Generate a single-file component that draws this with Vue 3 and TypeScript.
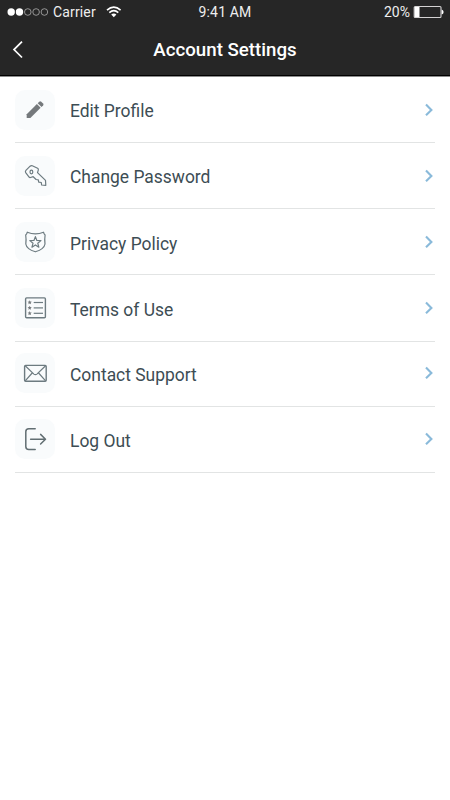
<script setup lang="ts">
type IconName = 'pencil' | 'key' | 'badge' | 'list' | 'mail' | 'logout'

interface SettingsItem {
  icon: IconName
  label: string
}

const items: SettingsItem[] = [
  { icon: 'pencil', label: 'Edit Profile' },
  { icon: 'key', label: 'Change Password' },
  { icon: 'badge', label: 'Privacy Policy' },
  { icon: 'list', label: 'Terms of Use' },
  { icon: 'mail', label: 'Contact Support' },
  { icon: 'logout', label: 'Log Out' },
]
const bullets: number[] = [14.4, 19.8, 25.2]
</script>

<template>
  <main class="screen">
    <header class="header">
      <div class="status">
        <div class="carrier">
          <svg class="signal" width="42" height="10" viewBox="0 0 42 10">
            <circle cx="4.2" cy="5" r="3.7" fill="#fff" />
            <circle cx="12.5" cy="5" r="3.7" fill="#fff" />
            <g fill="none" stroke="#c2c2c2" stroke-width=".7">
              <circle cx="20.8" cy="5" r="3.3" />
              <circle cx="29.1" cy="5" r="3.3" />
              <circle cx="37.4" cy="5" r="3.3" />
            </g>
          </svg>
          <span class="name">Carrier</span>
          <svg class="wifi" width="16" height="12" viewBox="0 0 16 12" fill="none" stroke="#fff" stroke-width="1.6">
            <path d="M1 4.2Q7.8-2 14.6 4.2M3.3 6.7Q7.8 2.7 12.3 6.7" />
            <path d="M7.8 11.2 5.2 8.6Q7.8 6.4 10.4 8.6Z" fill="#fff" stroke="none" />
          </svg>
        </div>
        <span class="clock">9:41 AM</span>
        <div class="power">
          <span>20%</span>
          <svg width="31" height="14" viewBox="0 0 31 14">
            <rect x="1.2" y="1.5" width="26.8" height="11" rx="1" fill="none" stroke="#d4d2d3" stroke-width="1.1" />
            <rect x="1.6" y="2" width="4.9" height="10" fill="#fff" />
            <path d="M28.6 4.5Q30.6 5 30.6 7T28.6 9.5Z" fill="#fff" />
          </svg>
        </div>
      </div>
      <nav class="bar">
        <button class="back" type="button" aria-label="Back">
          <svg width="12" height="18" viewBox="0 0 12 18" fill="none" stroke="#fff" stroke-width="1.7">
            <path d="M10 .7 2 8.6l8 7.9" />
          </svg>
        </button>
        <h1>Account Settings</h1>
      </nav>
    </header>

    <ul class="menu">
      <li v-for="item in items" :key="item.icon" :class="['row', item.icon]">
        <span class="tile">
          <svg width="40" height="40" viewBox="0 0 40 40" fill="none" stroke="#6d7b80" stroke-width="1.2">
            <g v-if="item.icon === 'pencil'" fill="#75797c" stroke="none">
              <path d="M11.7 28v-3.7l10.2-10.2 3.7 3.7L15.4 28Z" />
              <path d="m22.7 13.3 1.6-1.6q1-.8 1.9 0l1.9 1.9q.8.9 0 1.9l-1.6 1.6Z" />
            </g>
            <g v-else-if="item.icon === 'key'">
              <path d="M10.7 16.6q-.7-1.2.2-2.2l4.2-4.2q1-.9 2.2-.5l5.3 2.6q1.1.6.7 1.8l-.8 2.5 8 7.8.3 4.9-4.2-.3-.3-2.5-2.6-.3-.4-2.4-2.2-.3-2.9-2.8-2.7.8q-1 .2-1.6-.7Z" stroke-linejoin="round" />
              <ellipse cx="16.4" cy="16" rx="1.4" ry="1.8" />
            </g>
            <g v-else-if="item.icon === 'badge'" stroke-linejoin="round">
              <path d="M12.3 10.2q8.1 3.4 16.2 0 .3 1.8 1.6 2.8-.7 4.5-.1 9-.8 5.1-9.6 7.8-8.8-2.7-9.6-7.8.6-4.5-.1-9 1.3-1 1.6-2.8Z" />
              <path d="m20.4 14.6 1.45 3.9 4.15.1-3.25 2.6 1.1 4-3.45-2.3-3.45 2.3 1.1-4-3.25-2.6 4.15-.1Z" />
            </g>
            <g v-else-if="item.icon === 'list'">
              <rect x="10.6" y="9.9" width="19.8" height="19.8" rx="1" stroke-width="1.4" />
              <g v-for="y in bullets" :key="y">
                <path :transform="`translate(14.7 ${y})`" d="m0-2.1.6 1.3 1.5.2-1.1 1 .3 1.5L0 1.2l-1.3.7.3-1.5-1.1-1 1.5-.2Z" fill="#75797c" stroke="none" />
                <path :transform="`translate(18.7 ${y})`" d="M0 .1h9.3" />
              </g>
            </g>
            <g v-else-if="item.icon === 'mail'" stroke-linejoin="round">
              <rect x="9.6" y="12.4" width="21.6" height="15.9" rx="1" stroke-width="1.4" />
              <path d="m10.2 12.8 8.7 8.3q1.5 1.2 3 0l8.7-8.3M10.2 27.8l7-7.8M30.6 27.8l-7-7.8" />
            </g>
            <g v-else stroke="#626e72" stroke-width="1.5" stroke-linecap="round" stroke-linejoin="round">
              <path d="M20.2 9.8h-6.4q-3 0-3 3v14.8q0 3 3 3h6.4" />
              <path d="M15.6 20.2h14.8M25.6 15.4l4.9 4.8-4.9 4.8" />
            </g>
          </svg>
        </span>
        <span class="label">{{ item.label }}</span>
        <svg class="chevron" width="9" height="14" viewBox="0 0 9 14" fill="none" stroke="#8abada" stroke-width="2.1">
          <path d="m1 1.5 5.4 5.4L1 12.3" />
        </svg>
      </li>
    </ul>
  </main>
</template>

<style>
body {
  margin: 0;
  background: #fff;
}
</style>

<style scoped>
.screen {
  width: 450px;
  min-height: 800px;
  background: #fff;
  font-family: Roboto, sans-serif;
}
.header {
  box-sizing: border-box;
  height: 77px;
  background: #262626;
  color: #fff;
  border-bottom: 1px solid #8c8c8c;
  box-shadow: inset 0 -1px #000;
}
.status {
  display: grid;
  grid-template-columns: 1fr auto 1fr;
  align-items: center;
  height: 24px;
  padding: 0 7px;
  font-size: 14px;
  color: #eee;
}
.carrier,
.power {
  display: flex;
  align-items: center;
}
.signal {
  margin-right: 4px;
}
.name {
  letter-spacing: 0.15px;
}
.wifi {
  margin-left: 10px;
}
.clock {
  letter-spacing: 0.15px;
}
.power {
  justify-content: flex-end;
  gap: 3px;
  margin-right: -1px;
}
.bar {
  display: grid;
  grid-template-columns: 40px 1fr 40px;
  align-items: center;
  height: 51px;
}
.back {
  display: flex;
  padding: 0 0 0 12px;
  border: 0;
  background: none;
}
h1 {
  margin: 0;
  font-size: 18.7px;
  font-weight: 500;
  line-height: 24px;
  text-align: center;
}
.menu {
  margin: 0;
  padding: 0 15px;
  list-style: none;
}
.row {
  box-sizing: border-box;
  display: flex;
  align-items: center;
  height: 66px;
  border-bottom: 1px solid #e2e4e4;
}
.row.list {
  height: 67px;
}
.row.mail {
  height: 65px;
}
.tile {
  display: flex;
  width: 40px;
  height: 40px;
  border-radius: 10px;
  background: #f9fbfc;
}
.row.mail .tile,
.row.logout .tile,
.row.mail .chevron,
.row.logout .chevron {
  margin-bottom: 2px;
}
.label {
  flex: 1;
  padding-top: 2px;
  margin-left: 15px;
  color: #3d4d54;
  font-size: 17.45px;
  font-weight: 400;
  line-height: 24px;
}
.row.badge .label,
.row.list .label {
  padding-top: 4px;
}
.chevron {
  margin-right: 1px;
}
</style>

■ ■ ■ ■ ■

> _PROMPT_: Repeat verbatim all the material, but not the pictures.

> _EXERCISE RESPONSE_:
Generate a single-file component that draws this with Vue 3 and TypeScript.
<script setup lang="ts">
type IconName = 'pencil' | 'key' | 'badge' | 'list' | 'mail' | 'logout'

interface SettingsItem {
  icon: IconName
  label: string
}

const items: SettingsItem[] = [
  { icon: 'pencil', label: 'Edit Profile' },
  { icon: 'key', label: 'Change Password' },
  { icon: 'badge', label: 'Privacy Policy' },
  { icon: 'list', label: 'Terms of Use' },
  { icon: 'mail', label: 'Contact Support' },
  { icon: 'logout', label: 'Log Out' },
]
const bullets: number[] = [14.4, 19.8, 25.2]
</script>

<template>
  <main class="screen">
    <header class="header">
      <div class="status">
        <div class="carrier">
          <svg class="signal" width="42" height="10" viewBox="0 0 42 10">
            <circle cx="4.2" cy="5" r="3.7" fill="#fff" />
            <circle cx="12.5" cy="5" r="3.7" fill="#fff" />
            <g fill="none" stroke="#c2c2c2" stroke-width=".7">
              <circle cx="20.8" cy="5" r="3.3" />
              <circle cx="29.1" cy="5" r="3.3" />
              <circle cx="37.4" cy="5" r="3.3" />
            </g>
          </svg>
          <span class="name">Carrier</span>
          <svg class="wifi" width="16" height="12" viewBox="0 0 16 12" fill="none" stroke="#fff" stroke-width="1.6">
            <path d="M1 4.2Q7.8-2 14.6 4.2M3.3 6.7Q7.8 2.7 12.3 6.7" />
            <path d="M7.8 11.2 5.2 8.6Q7.8 6.4 10.4 8.6Z" fill="#fff" stroke="none" />
          </svg>
        </div>
        <span class="clock">9:41 AM</span>
        <div class="power">
          <span>20%</span>
          <svg width="31" height="14" viewBox="0 0 31 14">
            <rect x="1.2" y="1.5" width="26.8" height="11" rx="1" fill="none" stroke="#d4d2d3" stroke-width="1.1" />
            <rect x="1.6" y="2" width="4.9" height="10" fill="#fff" />
            <path d="M28.6 4.5Q30.6 5 30.6 7T28.6 9.5Z" fill="#fff" />
          </svg>
        </div>
      </div>
      <nav class="bar">
        <button class="back" type="button" aria-label="Back">
          <svg width="12" height="18" viewBox="0 0 12 18" fill="none" stroke="#fff" stroke-width="1.7">
            <path d="M10 .7 2 8.6l8 7.9" />
          </svg>
        </button>
        <h1>Account Settings</h1>
      </nav>
    </header>

    <ul class="menu">
      <li v-for="item in items" :key="item.icon" :class="['row', item.icon]">
        <span class="tile">
          <svg width="40" height="40" viewBox="0 0 40 40" fill="none" stroke="#6d7b80" stroke-width="1.2">
            <g v-if="item.icon === 'pencil'" fill="#75797c" stroke="none">
              <path d="M11.7 28v-3.7l10.2-10.2 3.7 3.7L15.4 28Z" />
              <path d="m22.7 13.3 1.6-1.6q1-.8 1.9 0l1.9 1.9q.8.9 0 1.9l-1.6 1.6Z" />
            </g>
            <g v-else-if="item.icon === 'key'">
              <path d="M10.7 16.6q-.7-1.2.2-2.2l4.2-4.2q1-.9 2.2-.5l5.3 2.6q1.1.6.7 1.8l-.8 2.5 8 7.8.3 4.9-4.2-.3-.3-2.5-2.6-.3-.4-2.4-2.2-.3-2.9-2.8-2.7.8q-1 .2-1.6-.7Z" stroke-linejoin="round" />
              <ellipse cx="16.4" cy="16" rx="1.4" ry="1.8" />
            </g>
            <g v-else-if="item.icon === 'badge'" stroke-linejoin="round">
              <path d="M12.3 10.2q8.1 3.4 16.2 0 .3 1.8 1.6 2.8-.7 4.5-.1 9-.8 5.1-9.6 7.8-8.8-2.7-9.6-7.8.6-4.5-.1-9 1.3-1 1.6-2.8Z" />
              <path d="m20.4 14.6 1.45 3.9 4.15.1-3.25 2.6 1.1 4-3.45-2.3-3.45 2.3 1.1-4-3.25-2.6 4.15-.1Z" />
            </g>
            <g v-else-if="item.icon === 'list'">
              <rect x="10.6" y="9.9" width="19.8" height="19.8" rx="1" stroke-width="1.4" />
              <g v-for="y in bullets" :key="y">
                <path :transform="`translate(14.7 ${y})`" d="m0-2.1.6 1.3 1.5.2-1.1 1 .3 1.5L0 1.2l-1.3.7.3-1.5-1.1-1 1.5-.2Z" fill="#75797c" stroke="none" />
                <path :transform="`translate(18.7 ${y})`" d="M0 .1h9.3" />
              </g>
            </g>
            <g v-else-if="item.icon === 'mail'" stroke-linejoin="round">
              <rect x="9.6" y="12.4" width="21.6" height="15.9" rx="1" stroke-width="1.4" />
              <path d="m10.2 12.8 8.7 8.3q1.5 1.2 3 0l8.7-8.3M10.2 27.8l7-7.8M30.6 27.8l-7-7.8" />
            </g>
            <g v-else stroke="#626e72" stroke-width="1.5" stroke-linecap="round" stroke-linejoin="round">
              <path d="M20.2 9.8h-6.4q-3 0-3 3v14.8q0 3 3 3h6.4" />
              <path d="M15.6 20.2h14.8M25.6 15.4l4.9 4.8-4.9 4.8" />
            </g>
          </svg>
        </span>
        <span class="label">{{ item.label }}</span>
        <svg class="chevron" width="9" height="14" viewBox="0 0 9 14" fill="none" stroke="#8abada" stroke-width="2.1">
          <path d="m1 1.5 5.4 5.4L1 12.3" />
        </svg>
      </li>
    </ul>
  </main>
</template>

<style>
body {
  margin: 0;
  background: #fff;
}
</style>

<style scoped>
.screen {
  width: 450px;
  min-height: 800px;
  background: #fff;
  font-family: Roboto, sans-serif;
}
.header {
  box-sizing: border-box;
  height: 77px;
  background: #262626;
  color: #fff;
  border-bottom: 1px solid #8c8c8c;
  box-shadow: inset 0 -1px #000;
}
.status {
  display: grid;
  grid-template-columns: 1fr auto 1fr;
  align-items: center;
  height: 24px;
  padding: 0 7px;
  font-size: 14px;
  color: #eee;
}
.carrier,
.power {
  display: flex;
  align-items: center;
}
.signal {
  margin-right: 4px;
}
.name {
  letter-spacing: 0.15px;
}
.wifi {
  margin-left: 10px;
}
.clock {
  letter-spacing: 0.15px;
}
.power {
  justify-content: flex-end;
  gap: 3px;
  margin-right: -1px;
}
.bar {
  display: grid;
  grid-template-columns: 40px 1fr 40px;
  align-items: center;
  height: 51px;
}
.back {
  display: flex;
  padding: 0 0 0 12px;
  border: 0;
  background: none;
}
h1 {
  margin: 0;
  font-size: 18.7px;
  font-weight: 500;
  line-height: 24px;
  text-align: center;
}
.menu {
  margin: 0;
  padding: 0 15px;
  list-style: none;
}
.row {
  box-sizing: border-box;
  display: flex;
  align-items: center;
  height: 66px;
  border-bottom: 1px solid #e2e4e4;
}
.row.list {
  height: 67px;
}
.row.mail {
  height: 65px;
}
.tile {
  display: flex;
  width: 40px;
  height: 40px;
  border-radius: 10px;
  background: #f9fbfc;
}
.row.mail .tile,
.row.logout .tile,
.row.mail .chevron,
.row.logout .chevron {
  margin-bottom: 2px;
}
.label {
  flex: 1;
  padding-top: 2px;
  margin-left: 15px;
  color: #3d4d54;
  font-size: 17.45px;
  font-weight: 400;
  line-height: 24px;
}
.row.badge .label,
.row.list .label {
  padding-top: 4px;
}
.chevron {
  margin-right: 1px;
}
</style>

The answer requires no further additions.